**WHAT TO DO**:
Give the number of lines in the data that hold the string "React". Nothing else is needed.
+++
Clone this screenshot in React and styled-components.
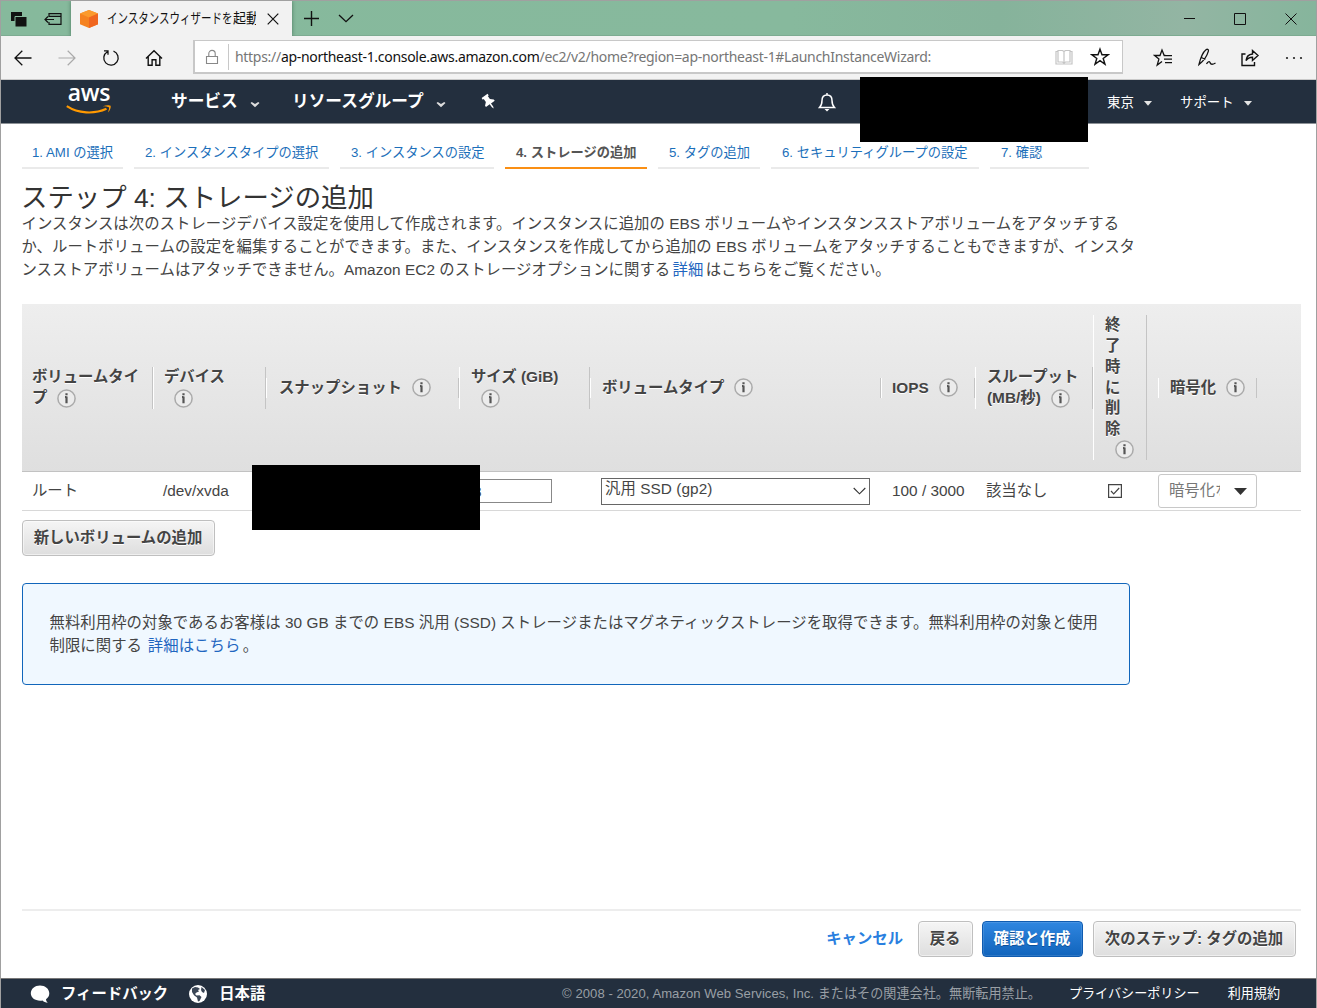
import React from 'react';
import styled, { createGlobalStyle } from 'styled-components';

const GlobalStyle = createGlobalStyle`
  * { box-sizing: border-box; }
  body { margin: 0; background: #fff; overflow: hidden; }
`;

const sans = `"Liberation Sans", "Noto Sans CJK JP", sans-serif`;

const Window = styled.div`
  position: relative;
  display: flex;
  flex-direction: column;
  width: 1317px;
  height: 1008px;
  border: 1px solid #a0a0a0;
  border-bottom: 0;
  background: #fff;
  color: #444;
  font: 15.36px/22.8px ${sans};
  white-space: nowrap;
  overflow: hidden;
`;

/* browser chrome */
const TitleBar = styled.div`
  display: flex;
  flex: none;
  height: 35px;
  background: linear-gradient(90deg, #86b99c 0%, #87b99d 60%, #86b39b 76%, #93b5a3 90%, #86b59c 100%);
  box-shadow: inset 0 -1px #7dab91;
`;
const TabTools = styled.div`
  display: flex;
  width: 70px;
  padding-left: 1px;
`;
const Slot = styled.div`
  display: flex;
  flex: none;
  align-items: center;
  justify-content: center;
  width: ${(p) => p.$w}px;
`;
const Tab = styled.div`
  display: flex;
  align-items: center;
  width: 221px;
  padding-left: 9px;
  background: #f2f2f2;
  box-shadow: 0 0 4px rgba(0, 40, 20, 0.45);
  clip-path: inset(0 -5px 0 -5px);
`;
const TabTitle = styled.div`
  display: flex;
  width: 149px;
  margin: -3px 0 0 9px;
  overflow: hidden;
  color: #111;
  font: 14px/22px "Noto Sans CJK JP", sans-serif;
`;
const Condensed = styled.span`
  flex: none;
  width: ${(p) => p.$w}px;
  transform: scaleX(${(p) => p.$scale});
  transform-origin: 0 50%;
`;
const Spacer = styled.div`
  flex: 1;
`;
const Toolbar = styled.div`
  display: flex;
  flex: none;
  height: 44px;
  background: #f2f2f2;
  border-bottom: 1px solid #c9c9c9;
`;
const Address = styled.div`
  display: flex;
  align-items: center;
  width: 930px;
  height: 34px;
  margin: 4px 18px 0 16px;
  border: 2px solid #c8c8c8;
  border-width: 1px 1px 2px 2px;
  background: #fff;
`;
const Divider = styled.div`
  width: 1px;
  height: 26px;
  margin-right: 6px;
  background: #c8c8c8;
`;
const Url = styled.div`
  flex: 1;
  padding-top: 1px;
  color: #767676;
  font: 14px/20px "Noto Sans", sans-serif;
  letter-spacing: -0.295px;
`;
const Host = styled.span`
  color: #111;
`;

/* console navigation */
const Nav = styled.div`
  display: flex;
  flex: none;
  align-items: center;
  height: 44px;
  background: #232f3e;
  border-bottom: 1px solid #8c9196;
  color: #fff;
`;
const Logo = styled.div`
  display: flex;
  flex-direction: column;
  width: 46px;
  margin: -3px 59px 0 65px;
  align-items: center;
`;
const LogoText = styled.span`
  height: 20px;
  font: 600 23px/16px "Open Sans", sans-serif;
  letter-spacing: -0.3px;
`;
const NavItem = styled.div`
  display: flex;
  align-items: center;
  width: ${(p) => p.$w}px;
  gap: ${(p) => (p.$small ? 10 : 12)}px;
  padding-top: ${(p) => (p.$small ? 4 : 2)}px;
  font-size: ${(p) => (p.$small ? 13.4 : 16.7)}px;
  font-weight: ${(p) => (p.$small ? 400 : 700)};
`;
const Redaction = styled.div`
  position: absolute;
  left: ${(p) => p.$x}px;
  top: ${(p) => p.$y}px;
  width: 228px;
  height: 65px;
  background: #000;
`;

/* wizard */
const Main = styled.main`
  display: flex;
  flex: 1;
  flex-direction: column;
  align-items: flex-start;
  padding: 0 15px 0 21px;
`;
const Steps = styled.div`
  display: flex;
  gap: 11px;
  height: 45px;
  padding-top: 15px;
`;
const Step = styled.div`
  width: ${(p) => p.$w}px;
  height: 30px;
  padding-left: ${(p) => p.$pad || 11}px;
  border-bottom: 2px solid ${(p) => (p.$active ? '#fa8f14' : '#eaeaea')};
  color: ${(p) => (p.$active ? '#555' : '#1c6fba')};
  font-size: 13.25px;
  font-weight: ${(p) => (p.$active ? 700 : 400)};
  line-height: 28px;
`;
const Title = styled.h1`
  margin: 15px 0 0 -1px;
  height: 29px;
  color: #333;
  font-size: 26.4px;
  font-weight: 400;
  line-height: 29px;
`;
const Line = styled.div`
  letter-spacing: 0.055px;
  text-indent: -0.5px;
`;
const Link = styled.a`
  margin: 0 ${(p) => p.$after || 0}px 0 ${(p) => p.$before || 0}px;
  color: #1f66c0;
`;
const columns = '131px 113px 193px 131px 291px 94px 118px 54px 11px 99px 1fr';
const HeadRow = styled.div`
  display: grid;
  grid-template-columns: ${columns};
  align-items: center;
  width: 1279px;
  height: 168px;
  margin-top: 23px;
  border-bottom: 1px solid #c2c2c2;
  background: linear-gradient(#eee, #dfdfdf);
`;
const HeadCell = styled.div`
  padding-left: ${(p) => p.$pad}px;
  border-left: 1px solid ${(p) => (p.$first ? 'transparent' : '#fff')};
  border-right: 1px solid #c4c4c4;
  color: #444;
  font-weight: 700;
  line-height: 20.7px;
`;
const HeadLine = styled.div`
  display: flex;
  align-items: center;
  height: 20.7px;
  text-shadow: 0 1px #fff;
`;
const InfoDot = styled.svg`
  flex: none;
  width: 19px;
  height: 19px;
  margin-left: 10px;
`;
const Row = styled.div`
  display: grid;
  grid-template-columns: ${columns};
  align-items: center;
  width: 1279px;
  height: 39px;
  border-bottom: 1px solid #d8d8d8;
`;
const Cell = styled.div`
  display: flex;
  padding-left: ${(p) => p.$pad ?? 10}px;
`;
const SizeInput = styled.div`
  width: 82px;
  height: 24px;
  margin-left: 11px;
  padding-left: 2px;
  border: 1px solid #888;
  line-height: 23px;
`;
const Select = styled.div`
  display: flex;
  align-items: center;
  justify-content: space-between;
  width: 269px;
  height: 27px;
  margin-left: 11px;
  padding: 0 3px 0 3px;
  border: 1px solid #666;
  letter-spacing: 0.06px;
`;
const SelectText = styled.span`
  padding-bottom: 5px;
  line-height: 20px;
`;
const KeyPicker = styled.div`
  display: flex;
  align-items: center;
  justify-content: space-between;
  width: 99px;
  height: 34px;
  padding: 0 9px 0 10px;
  border: 1px solid #c8c8c8;
  border-radius: 3px;
  color: #777;
`;
const KeyText = styled.span`
  width: 51px;
  overflow: hidden;
`;
const Button = styled.button`
  height: 36px;
  width: ${(p) => p.$w}px;
  padding: 0 1px 1px 0;
  border: 1px solid ${(p) => (p.$primary ? '#0f5bb0' : '#bfbfbf')};
  border-radius: 4px;
  background: ${(p) => (p.$primary ? 'linear-gradient(#2f86e0, #1164bc)' : 'linear-gradient(#f5f5f5, #dedede)')};
  box-shadow: inset 0 0 0 1px ${(p) => (p.$primary ? 'rgba(255,255,255,.12)' : 'rgba(255,255,255,.5)')};
  color: ${(p) => (p.$primary ? '#fff' : '#444')};
  font: 700 15.36px/22px ${sans};
  text-shadow: ${(p) => (p.$primary ? '0 1px #0d4f99' : '0 1px #fff')};
`;
const AddRow = styled.div`
  height: 72px;
  padding-top: 9px;
`;
const Notice = styled.div`
  width: 1108px;
  height: 102px;
  padding: 28px 0 0 27px;
  border: 1px solid #1166bb;
  border-radius: 4px;
  background: #f0f8ff;
`;
const Actions = styled.div`
  display: flex;
  align-items: center;
  justify-content: flex-end;
  width: 1279px;
  height: 69px;
  margin-top: auto;
  padding: 0 5px 11px 0;
  border-top: 2px solid #ededed;
  gap: 10px;
`;
const Cancel = styled.a`
  margin-right: 5px;
  color: #2a7fdf;
  font-weight: 700;
`;
const ButtonPair = styled.div`
  display: flex;
  gap: 9px;
`;
const Footer = styled.footer`
  display: flex;
  flex: none;
  align-items: center;
  height: 30px;
  padding: 2px 36px 0 29px;
  border-top: 1px solid #777;
  background: #232f3e;
  color: #fff;
  font-size: 13.1px;
`;
const FooterLink = styled.span`
  display: flex;
  align-items: center;
  gap: 11px;
  margin-right: 20px;
  font-size: 15.36px;
  font-weight: 700;
`;
const Copyright = styled.span`
  color: #999fa5;
  letter-spacing: 0.04px;
`;
const Policy = styled.span`
  margin-left: 28px;
`;

function Glyph({ w = 20, h = 20, sw = 1.2, c = '#111', fill = 'none', children }) {
  return (
    <svg width={w} height={h} viewBox={`0 0 ${w} ${h}`} fill={fill} stroke={c} strokeWidth={sw}>
      {children}
    </svg>
  );
}
const Info = () => (
  <InfoDot viewBox="0 0 19 19">
    <circle cx="9.5" cy="9.5" r="8.6" fill="#ececec" stroke="#aaa" strokeWidth="1.5" />
    <path d="M9.5 4.3v2M9.5 7.5v6.8M8 8h1.500" stroke="#555" strokeWidth="2.2" />
  </InfoDot>
);
const starPath = 'M10 2.2 12 7.8h6l-4.8 3.6 1.8 5.8-5-3.5-5 3.5 1.8-5.8L2 7.8h6z';
const Caret = () => (
  <svg width="8" height="5" viewBox="0 0 8 5"><path d="M0 0h8L4 4.7z" fill="#e4e4e4" /></svg>
);
const NavCaret = () => (
  <NavCaretSvg width="10" height="7" viewBox="0 0 10 7">
    <path d="M.5 2 5 6.2 9.5 2 8.2 1 5 3 1.800 1z" fill="#ddd" />
  </NavCaretSvg>
);
const NavCaretSvg = styled.svg`
  margin-top: 4px;
`;

const heads = [
  { pad: 9, lines: ['ボリュームタイ', 'プ'] },
  { pad: 10, lines: ['デバイス', ''] },
  { pad: 12, lines: ['スナップショット'] },
  { pad: 11, lines: ['サイズ (GiB)', ''] },
  { pad: 11, lines: ['ボリュームタイプ'] },
  { pad: 10, lines: ['IOPS'] },
  { pad: 11, lines: ['スループット', '(MB/秒)'] },
  { pad: 11, lines: ['終', '了', '時', 'に', '削', '除', ''] },
  null,
  { pad: 11, lines: ['暗号化'] },
];
const steps = [
  ['1. AMI の選択', 101, 10],
  ['2. インスタンスタイプの選択', 195],
  ['3. インスタンスの設定', 154],
  ['4. ストレージの追加', 142],
  ['5. タグの追加', 102],
  ['6. セキュリティグループの設定', 208],
  ['7. 確認', 99],
];

export default function App() {
  return (
    <Window>
      <GlobalStyle />
      <TitleBar>
        <TabTools>
          <Slot $w={34}>
            <Glyph w={16} h={16} sw={0}>
              <path d="M0 1h11v9H0z" fill="#111" />
              <path d="M4 5.5h12V16H4z" fill="#111" stroke="#86b99c" strokeWidth="1" />
            </Glyph>
          </Slot>
          <Slot $w={34}>
            <Glyph w={18} h={14}>
              <path d="M5 5V1.6h12v10.8H5V10M5 4.4h12M1 7.5h9M4 4.5l-3 3 3 3" />
            </Glyph>
          </Slot>
        </TabTools>
        <Tab>
          <Glyph w={18} h={18} sw={0}>
            <path d="M9 0l9 3.6v10.6L9 18l-9-3.8V3.6z" fill="#f58220" />
            <path d="M9 0l9 3.6-9 3.8-9-3.8z" fill="#fb9a2c" />
            <path d="M9 7.4l9-3.8v10.6L9 18z" fill="#f0661f" />
          </Glyph>
          <TabTitle>
            <Condensed $w={126} $scale={0.75}>インスタンスウィザードを</Condensed>
            <Condensed $w={26} $scale={0.93}>起動</Condensed>
          </TabTitle>
          <Slot $w={34}><Glyph w={12} h={12}><path d="M.7.7l10.6 10.6M11.3.7L.7 11.3" /></Glyph></Slot>
        </Tab>
        <Slot $w={38}><Glyph w={15} h={15} sw={1.4}><path d="M7.5 0v15M0 7.5h15" /></Glyph></Slot>
        <Slot $w={31}><Glyph w={16} h={9} sw={1.3}><path d="M1 1l7 6.7L15 1" /></Glyph></Slot>
        <Spacer />
        <Slot $w={50}><Glyph w={11} h={11} sw={1}><path d="M0 5.5h11" /></Glyph></Slot>
        <Slot $w={51}><Glyph w={12} h={12} sw={1}><path d="M.5.5h11v11H.5z" /></Glyph></Slot>
        <Slot $w={51}><Glyph w={12} h={12} sw={1}><path d="M.5.5l11 11M11.5.5l-11 11" /></Glyph></Slot>
      </TitleBar>
      <Toolbar>
        <Slot $w={44}><Glyph w={18} h={16} sw={1.3}><path d="M1 8h16.5M8.3.8L1 8l7.3 7.2" /></Glyph></Slot>
        <Slot $w={44}><Glyph w={18} h={16} c="#aaa"><path d="M17 8H.5M9.7.8L17 8l-7.3 7.2" /></Glyph></Slot>
        <Slot $w={43}>
          <Glyph w={18} h={18} sw={1.3}><path d="M5.4 2.7A7.2 7.2 0 1 0 11.500 2.200M2 1.800h4v4" /></Glyph>
        </Slot>
        <Slot $w={44}>
          <Glyph w={18} h={18} sw={1.4}><path d="M1 9.5l8-7.7 8 7.7M3.2 7.8v8.4h3.9v-5.4h3.8v5.4h3.9V7.8" /></Glyph>
        </Slot>
        <Slot $w={1} />
        <Address>
          <Slot $w={33}>
            <Glyph w={14} h={16} c="#888" sw={1.1}><path d="M1.5 7.5h11v7h-11zM3.8 7.5V4.6a3.2 3.2 0 0 1 6.4 0v2.9" /></Glyph>
          </Slot>
          <Divider />
          <Url>https://<Host>ap-northeast-1.console.aws.amazon.com</Host>/ec2/v2/home?region=ap-northeast-1#LaunchInstanceWizard:</Url>
          <Slot $w={36}>
            <Glyph w={18} h={16} c="#c4c4c4">
              <path d="M3 1.5h4.500L9 2.500l1.500-1H15v11.500h-4.500L9 14l-1.500-1H3zM9 2.500V14M3 2.500H1V15h16V2.500h-2" />
            </Glyph>
          </Slot>
          <Slot $w={36}><Glyph sw={1.4}><path d={starPath} /></Glyph></Slot>
          <Slot $w={4} />
        </Address>
        <Slot $w={44}>
          <Glyph sw={1.3}><path d="M12.5 7.5h-1.300L9 2 7 7.5H1.500l4.400 3.600-1.700 5.900L9 13.500M12 7.700h7M11 11.200h8M12 14.700h7" /></Glyph>
        </Slot>
        <Slot $w={43}>
          <Glyph sw={1.3}>
            <path d="M2 16.500C3.500 10 6 4 9 1.700c1.500-1 3 0 2.300 1.700C10 8 6.500 13 2 16.500zM4.500 9.500l3.800 2M9.500 16c1.500-2.500 3-3 3.500-1.500s1.500 2.800 5.500.5" />
          </Glyph>
        </Slot>
        <Slot $w={44}>
          <Glyph sw={1.4}>
            <path d="M5.500 6H2v11.500h12.500V14M6 12.500C6.500 8.500 9 6.300 12.500 6V2.500L18 7.500l-5.500 5V9.300C9.500 9.300 7.500 10.300 6 12.500z" />
          </Glyph>
        </Slot>
        <Slot $w={44}>
          <Glyph w={18} h={4} sw={0}>
            <circle cx="2" cy="2" r="1.1" fill="#222" />
            <circle cx="9" cy="2" r="1.1" fill="#222" />
            <circle cx="16" cy="2" r="1.1" fill="#222" />
          </Glyph>
        </Slot>
      </Toolbar>
      <Nav>
        <Logo>
          <LogoText>aws</LogoText>
          <svg width="46" height="12" viewBox="0 0 46 12">
            <path d="M.8 2.200C12 9.500 28 10.500 40.500 4.800" fill="none" stroke="#f90" strokeWidth="2.2" />
            <path d="M37 2.200c3-1.200 6.500-1.200 7.500-.4.800 1.400-.6 5-2.600 6.700.8-2.400 1.600-4.400 1-5.200-.8-.7-3.300-.9-5.900-1.100z" fill="#f90" />
          </svg>
        </Logo>
        <NavItem $w={121}>サービス<NavCaret /></NavItem>
        <NavItem $w={188}>リソースグループ<NavCaret /></NavItem>
        <Glyph w={18} h={18} sw={0} fill="#fff">
          <path transform="rotate(-36 9 9)" d="M5.300 1.500h7.400v2h-1.200v3.600l2.900 2.600v1.600H9.800v3.700L9 17l-.8-2V11.300H3.600V9.700l2.900-2.600V3.500H5.300z" />
        </Glyph>
        <Spacer />
        <Glyph w={18} h={20} sw={1.5} c="#fff">
          <path d="M1.500 15.500c2-2 2.500-3.500 2.500-7C4 5 6 3 9 3s5 2 5 5.500c0 3.500.5 5 2.500 7zM9 1v2" />
          <path d="M6.500 17h5L9 19.500z" fill="#fff" stroke="none" />
        </Glyph>
        <Slot $w={271} />
        <NavItem $small $w={73}>東京<Caret /></NavItem>
        <NavItem $small $w={136}>サポート<Caret /></NavItem>
      </Nav>
      <Main>
        <Steps>
          {steps.map(([label, w, pad], i) => <Step key={label} $w={w} $pad={pad} $active={i === 3}>{label}</Step>)}
        </Steps>
        <Title>ステップ 4: ストレージの追加</Title>
        <Line>インスタンスは次のストレージデバイス設定を使用して作成されます。インスタンスに追加の EBS ボリュームやインスタンスストアボリュームをアタッチする</Line>
        <Line>か、ルートボリュームの設定を編集することができます。また、インスタンスを作成してから追加の EBS ボリュームをアタッチすることもできますが、インスタ</Line>
        <Line>ンスストアボリュームはアタッチできません。Amazon EC2 のストレージオプションに関する <Link $before={-2} $after={-2}>詳細</Link> はこちらをご覧ください。</Line>
        <HeadRow>
          {heads.map((head, c) => head ? (
            <HeadCell key={c} $first={c === 0} $pad={head.pad}>
              {head.lines.map((t, i) => <HeadLine key={i}>{t}{i === head.lines.length - 1 && <Info />}</HeadLine>)}
            </HeadCell>
          ) : <div key={c} />)}
        </HeadRow>
        <Row>
          <Cell>ルート</Cell>
          <Cell>/dev/xvda</Cell>
          <Cell />
          <SizeInput>8</SizeInput>
          <Select>
            <SelectText>汎用 SSD (gp2)</SelectText>
            <Glyph w={13} h={8} sw={1.1} c="#333"><path d="M.7 1l5.800 5.800L12.300 1" /></Glyph>
          </Select>
          <Cell $pad={11}>100 / 3000</Cell>
          <Cell $pad={11}>該当なし</Cell>
          <Cell $pad={15}>
            <Glyph w={14} h={14} sw={1.2} c="#444"><path d="M.6.6h12.800v12.800H.6zM3 7l2.700 2.800L11.200 4" /></Glyph>
          </Cell>
          <div />
          <KeyPicker>
            <KeyText>暗号化なし</KeyText>
            <svg width="13" height="7" viewBox="0 0 13 7"><path d="M0 0h13L6.500 7z" fill="#333" /></svg>
          </KeyPicker>
        </Row>
        <AddRow><Button $w={193}>新しいボリュームの追加</Button></AddRow>
        <Notice>
          <Line>無料利用枠の対象であるお客様は 30 GB までの EBS 汎用 (SSD) ストレージまたはマグネティックストレージを取得できます。無料利用枠の対象と使用</Line>
          <Line>制限に関する <Link $before={1.5} $after={-2}>詳細はこちら</Link> 。</Line>
        </Notice>
        <Actions>
          <Cancel>キャンセル</Cancel>
          <ButtonPair>
            <Button $w={55}>戻る</Button>
            <Button $w={101} $primary>確認と作成</Button>
          </ButtonPair>
          <Button $w={203}>次のステップ: タグの追加</Button>
        </Actions>
      </Main>
      <Footer>
        <FooterLink>
          <Glyph w={20} h={20} sw={0}>
            <path fill="#fff" d="M10 1.500c5 0 9.300 3.200 9.300 7.800 0 2.700-1.300 4.600-3.300 5.900.1 1.500.7 2.600 1.800 3.600-2.200-.1-4-1-5.300-2.300-6.200 1-11.700-2-11.700-7.200C.8 4.700 5 1.500 10 1.500z" />
          </Glyph>
          フィードバック
        </FooterLink>
        <FooterLink>
          <Glyph w={20} h={20} sw={0}>
            <circle cx="10" cy="10" r="9" fill="#fff" />
            <path d="M4 4.500l3-1.500 3 .5 2 1.500-2 1 1 1.500-2.500 1L7 10l1.500 1.500 3-.2 2 1.700-2 4-1.500.5-1-4-3-2.300L4 8zM13.500 3l3.500 3-1 3-2-1-1-2z" fill="#3a4656" />
          </Glyph>
          日本語
        </FooterLink>
        <Spacer />
        <Copyright>© 2008 - 2020, Amazon Web Services, Inc. またはその関連会社。無断転用禁止。</Copyright>
        <Policy>プライバシーポリシー</Policy>
        <Policy>利用規約</Policy>
      </Footer>
      <Redaction $x={859} $y={76} />
      <Redaction $x={251} $y={464} />
    </Window>
  );
}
+++
**RESULT FOR THIS TASK**:
2